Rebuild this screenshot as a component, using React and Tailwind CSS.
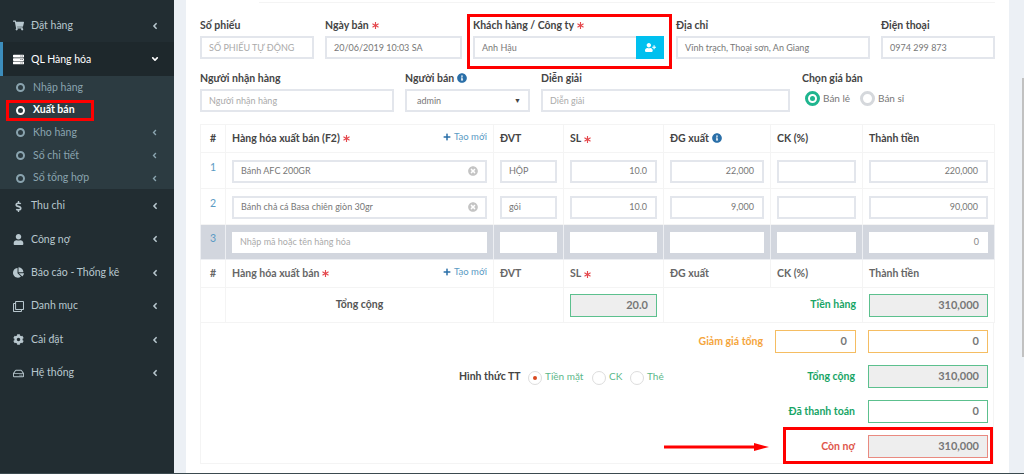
import React from 'react';
import {
  FaShoppingCart, FaServer, FaDollarSign, FaUser, FaChartPie, FaRegClone, FaCog, FaRegHdd,
  FaAngleLeft, FaAngleDown, FaAsterisk, FaInfoCircle, FaPlus, FaTimesCircle, FaUserPlus,
} from 'react-icons/fa';

const inputBase = 'h-[23px] border-2 border-[#e3e6ec] bg-white px-[7px] text-[9px] text-[#777] flex items-center shrink-0 whitespace-nowrap';

function NavItem({ icon: Icon, label }) {
  return (
    <div className="flex h-[33.4px] items-center pl-[13px] pr-[14px] text-[#b8c7ce]">
      <span className="flex w-[18px] shrink-0 justify-start text-[11px]"><Icon /></span>
      <span className="flex-1 whitespace-nowrap text-[10.5px]">{label}</span>
      <FaAngleLeft className="text-[10px]" />
    </div>
  );
}

function SubItem({ label, active, arrow }) {
  return (
    <div className={`flex h-[22.6px] items-center pl-[16px] pr-[15px] ${active ? 'font-bold text-white' : 'text-[#8aa4af]'}`}>
      <span className="mr-[8px] h-[9px] w-[9px] shrink-0 rounded-full border-2 border-current" />
      <span className="flex-1 whitespace-nowrap text-[10.5px]">{label}</span>
      {arrow && <FaAngleLeft className="text-[9px]" />}
    </div>
  );
}

function Star() {
  return <FaAsterisk className="ml-[3px] inline-block align-[-1px] text-[7px] text-[#e5484d]" />;
}

function Field({ label, star, info, width, children }) {
  return (
    <div className={`shrink-0 ${width}`}>
      <div className="flex h-[18px] items-start whitespace-nowrap text-[10.5px] font-bold leading-[14px] text-[#444]">
        {label}
        {star && <span className="mt-[-1px]"><Star /></span>}
        {info && <FaInfoCircle className="ml-[3px] mt-[2px] text-[10px] text-[#2a6fa8]" />}
      </div>
      {children}
    </div>
  );
}

function Cell({ value, right }) {
  return (
    <div className={`${inputBase} w-full ${right ? 'justify-end pr-[8px]' : ''}`}>{value}</div>
  );
}

function HeadRow({ title, star, f2Info, muted }) {
  const color = muted ? 'text-[#666]' : 'text-[#444]';
  const th = `border border-[#f4f4f4] px-[6px] text-left text-[10.5px] font-bold ${color}`;
  return (
    <tr className="h-[28px]">
      <th className={`border border-[#f4f4f4] text-center text-[10.5px] font-bold ${color}`}>#</th>
      <th className={th}>
        <div className="flex items-center">
          <span>{title}</span>
          {star && <Star />}
          <span className="mb-[3px] ml-auto flex items-center text-[9.5px] font-normal text-[#5b9bc4]">
            <FaPlus className="mr-[3px] text-[8px] text-[#2a6fa8]" />Tạo mới
          </span>
        </div>
      </th>
      <th className={th}>ĐVT</th>
      <th className={th}>SL<Star /></th>
      <th className={th}>
        ĐG xuất{f2Info && <FaInfoCircle className="ml-[3px] inline-block align-[-1px] text-[10px] text-[#2a6fa8]" />}
      </th>
      <th className={th}>CK (%)</th>
      <th className={th}>Thành tiền</th>
    </tr>
  );
}

function ItemRow({ no, name, unit, qty, price, total }) {
  const td = 'border border-[#f4f4f4] px-[6px] pt-[1px] align-middle';
  return (
    <tr className="h-[36px]">
      <td className="border border-[#f4f4f4] pb-[6px] text-center align-middle text-[10.5px] text-[#5b9bc4]">{no}</td>
      <td className={td}>
        <div className={`${inputBase} w-full justify-between`}>
          {name}
          <FaTimesCircle className="text-[10px] text-[#c4c4c4]" />
        </div>
      </td>
      <td className={td}><Cell value={unit} /></td>
      <td className={td}><Cell value={qty} right /></td>
      <td className={td}><Cell value={price} right /></td>
      <td className={td}><Cell /></td>
      <td className={td}><Cell value={total} right /></td>
    </tr>
  );
}

function SummaryInput({ value, tone, width = 'w-[120px]' }) {
  const tones = {
    green: 'border-[#5cc08e] bg-[#eee]',
    greenWhite: 'border-[#5cc08e] bg-white',
    orange: 'border-[#f5bd62] bg-white',
    red: 'border-[#e98a80] bg-[#eee]',
  };
  return (
    <div className={`flex h-[23px] shrink-0 items-center justify-end border pr-[8px] text-[11px] font-bold text-[#777] ${tones[tone]} ${width}`}>
      {value}
    </div>
  );
}

function PayRadio({ label, checked, className }) {
  return (
    <span className={`flex items-center ${className}`}>
      <span className="mr-[3px] mt-[3px] flex h-[14px] w-[14px] items-center justify-center rounded-full border border-[#ddd] bg-white">
        {checked && <span className="h-[4px] w-[4px] rounded-full bg-[#d9491f]" />}
      </span>
      <span className="whitespace-nowrap text-[10px] text-[#5cb88a]">{label}</span>
    </span>
  );
}

export default function App() {
  return (
    <div className="relative flex h-[474px] w-[1024px] overflow-hidden border-b border-[#3b4a4f] bg-[#ecf0f5] font-['Lato','Noto_Sans',sans-serif]">
      <aside className="w-[174px] shrink-0 bg-[#222d32] pt-[9px]">
        <NavItem icon={FaShoppingCart} label="Đặt hàng" />
        <div className="flex h-[34px] items-center border-l-[3px] border-[#3c8dbc] bg-[#1e282c] pl-[10px] pr-[14px] text-white">
          <FaServer className="mr-[7px] shrink-0 text-[11px]" />
          <span className="flex-1 text-[10.5px]">QL Hàng hóa</span>
          <FaAngleDown className="text-[10px]" />
        </div>
        <div className="bg-[#2c3b41]">
          <SubItem label="Nhập hàng" />
          <SubItem label="Xuất bán" active />
          <SubItem label="Kho hàng" arrow />
          <SubItem label="Sổ chi tiết" arrow />
          <SubItem label="Sổ tổng hợp" arrow />
        </div>
        <NavItem icon={FaDollarSign} label="Thu chi" />
        <NavItem icon={FaUser} label="Công nợ" />
        <NavItem icon={FaChartPie} label="Báo cáo - Thống kê" />
        <NavItem icon={FaRegClone} label="Danh mục" />
        <NavItem icon={FaCog} label="Cài đặt" />
        <NavItem icon={FaRegHdd} label="Hệ thống" />
      </aside>

      <main className="ml-[12px] w-[823px] bg-white pl-[14px] pr-[14px]">
        <div className="ml-[59px] h-[3px] border-b border-[#f4f4f4]" />

        {/* Thông tin phiếu */}
        <div className="mt-[15px] flex w-[795px]">
          <Field label="Số phiếu" width="w-[114px]">
            <div className={`${inputBase} w-full text-[#aaa]`}>SỐ PHIẾU TỰ ĐỘNG</div>
          </Field>
          <Field label="Ngày bán" star width="ml-[11px] w-[137px]">
            <div className={`${inputBase} w-full`}>20/06/2019 10:03 SA</div>
          </Field>
          <Field label="Khách hàng / Công ty" star width="ml-[11px] w-[191px]">
            <div className="flex">
              <div className={`${inputBase} flex-1 border-r-0`}>Anh Hậu</div>
              <div className="flex h-[23px] w-[28px] items-center justify-center bg-[#00c0ef] text-[11px] text-white">
                <FaUserPlus />
              </div>
            </div>
          </Field>
          <Field label="Địa chỉ" width="ml-[12px] w-[194px]">
            <div className={`${inputBase} w-full`}>Vĩnh trạch, Thoại sơn, An Giang</div>
          </Field>
          <Field label="Điện thoại" width="ml-[11px] w-[114px]">
            <div className={`${inputBase} w-full`}>0974 299 873</div>
          </Field>
        </div>

        <div className="mt-[12px] flex w-[795px]">
          <Field label="Người nhận hàng" width="w-[194px]">
            <div className={`${inputBase} w-full text-[#aaa]`}>Người nhận hàng</div>
          </Field>
          <Field label="Người bán" info width="ml-[11px] w-[125px]">
            <div className={`${inputBase} w-full justify-between pl-[10px]`}>
              admin
              <span className="text-[7px] text-[#444]">▼</span>
            </div>
          </Field>
          <Field label="Diễn giải" width="ml-[11px] w-[249px]">
            <div className={`${inputBase} w-full text-[#aaa]`}>Diễn giải</div>
          </Field>
          <Field label="Chọn giá bán" width="ml-[12px] w-[150px]">
            <div className="flex h-[18px] items-center whitespace-nowrap pl-[3px] text-[10px] text-[#777]">
              <span className="mr-[3px] flex h-[15px] w-[15px] items-center justify-center rounded-full border-[3px] border-[#1fb58f]">
                <span className="h-[5px] w-[5px] rounded-full bg-[#1fb58f]" />
              </span>
              <span className="w-[28px]">Bán lẻ</span>
              <span className="ml-[9px] mr-[3px] h-[15px] w-[15px] rounded-full border-[3px] border-[#d5d8dc]" />
              Bán sỉ
            </div>
          </Field>
        </div>

        {/* Bảng hàng hóa */}
        <div className="mt-[12px] w-[794px]">
          <table className="w-full table-fixed border-collapse">
            <colgroup>
              <col className="w-[25px]" />
              <col className="w-[268px]" />
              <col className="w-[70px]" />
              <col className="w-[100px]" />
              <col className="w-[107px]" />
              <col className="w-[92px]" />
              <col className="w-[132px]" />
            </colgroup>
            <tbody>
              <HeadRow title="Hàng hóa xuất bán (F2)" star f2Info />
              <ItemRow no="1" name="Bánh AFC 200GR" unit="HỘP" qty="10.0" price="22,000" total="220,000" />
              <ItemRow no="2" name="Bánh chả cá Basa chiên giòn 30gr" unit="gói" qty="10.0" price="9,000" total="90,000" />
              <tr className="h-[35px] bg-[#d2d6de]">
                <td className="border border-[#eceef2] pb-[6px] text-center text-[10.5px] text-[#5b9bc4]">3</td>
                <td className="border border-[#eceef2] px-[6px]">
                  <div className="flex h-[21px] items-center bg-white px-[8px] text-[9px] text-[#aaa]">Nhập mã hoặc tên hàng hóa</div>
                </td>
                <td className="border border-[#eceef2] px-[6px]"><div className="h-[21px] bg-white" /></td>
                <td className="border border-[#eceef2] px-[6px]"><div className="h-[21px] bg-white" /></td>
                <td className="border border-[#eceef2] px-[6px]"><div className="h-[21px] bg-white" /></td>
                <td className="border border-[#eceef2] px-[6px]"><div className="h-[21px] bg-white" /></td>
                <td className="border border-[#eceef2] px-[6px]">
                  <div className="flex h-[21px] items-center justify-end bg-white pr-[9px] text-[9px] text-[#888]">0</div>
                </td>
              </tr>
              <HeadRow title="Hàng hóa xuất bán" star muted />
              <tr className="h-[35px]">
                <td className="border border-[#f4f4f4]" />
                <td className="border border-[#f4f4f4] text-center text-[10.5px] font-bold text-[#555]">Tổng cộng</td>
                <td className="border border-[#f4f4f4]" />
                <td className="border border-[#f4f4f4] px-[6px]"><SummaryInput value="20.0" tone="green" width="w-full" /></td>
                <td colSpan={2} className="border border-[#f4f4f4] px-[6px] text-right text-[10.5px] font-bold text-[#18a566]">Tiền hàng</td>
                <td className="border border-[#f4f4f4] px-[6px]"><SummaryInput value="310,000" tone="green" width="w-full" /></td>
              </tr>
            </tbody>
          </table>

          {/* Tổng kết */}
          <div className="flex h-[141px] flex-col gap-[12px] border border-t-0 border-[#f4f4f4] pb-[6px] pr-[5px] pt-[7px]">
            <div className="flex h-[23px] items-center justify-end">
              <span className="text-[10.5px] font-bold text-[#f5a53c]">Giảm giá tổng</span>
              <SummaryInput value="0" tone="orange" width="ml-[12px] w-[81px]" />
              <SummaryInput value="0" tone="orange" width="ml-[12px] w-[120px]" />
            </div>
            <div className="flex h-[23px] items-center pl-[258px]">
              <span className="w-[60px] whitespace-nowrap text-[10.5px] font-bold text-[#444]">Hình thức TT</span>
              <PayRadio label="Tiền mặt" checked className="ml-[9px] w-[64px]" />
              <PayRadio label="CK" className="w-[38px]" />
              <PayRadio label="Thẻ" />
              <span className="ml-auto text-[10.5px] font-bold text-[#18a566]">Tổng cộng</span>
              <SummaryInput value="310,000" tone="green" width="ml-[13px] w-[120px]" />
            </div>
            <div className="flex h-[23px] items-center justify-end">
              <span className="text-[10.5px] font-bold text-[#18a566]">Đã thanh toán</span>
              <SummaryInput value="0" tone="greenWhite" width="ml-[13px] w-[120px]" />
            </div>
            <div className="flex h-[23px] items-center justify-end">
              <span className="text-[10.5px] font-bold text-[#e0564b]">Còn nợ</span>
              <SummaryInput value="310,000" tone="red" width="ml-[13px] w-[120px]" />
            </div>
          </div>
        </div>
      </main>

      {/* Thanh cuộn */}
      <div className="absolute right-0 top-[78px] h-[279px] w-[2px] bg-[#c1c1c1]" />

      {/* Khung chú thích đỏ */}
      <div className="absolute left-[6px] top-[100px] h-[21px] w-[88px] border-[3px] border-[#f00]" />
      <div className="absolute left-[467px] top-[14px] h-[55px] w-[205px] border-[3px] border-[#f00]" />
      <div className="absolute left-[783px] top-[427px] h-[37px] w-[210px] border-[3px] border-[#f00]" />
      <svg className="absolute left-[663px] top-[441px]" width="107" height="12" viewBox="0 0 107 12">
        <rect x="1" y="4.5" width="92" height="3" fill="#f00" />
        <polygon points="91,2 106,6 91,10" fill="#f00" />
      </svg>
    </div>
  );
}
****************************************
_CHALLENGE_. Exactly restate the lines from the beginning of the data through the line with "const inputBase = 'h-[23px]", and no others, keeping pictures out.

_RESULT OF THIS EXERCISE_.
Rebuild this screenshot as a component, using React and Tailwind CSS.
import React from 'react';
import {
  FaShoppingCart, FaServer, FaDollarSign, FaUser, FaChartPie, FaRegClone, FaCog, FaRegHdd,
  FaAngleLeft, FaAngleDown, FaAsterisk, FaInfoCircle, FaPlus, FaTimesCircle, FaUserPlus,
} from 'react-icons/fa';

const inputBase = 'h-[23px] border-2 border-[#e3e6ec] bg-white px-[7px] text-[9px] text-[#777] flex items-center shrink-0 whitespace-nowrap';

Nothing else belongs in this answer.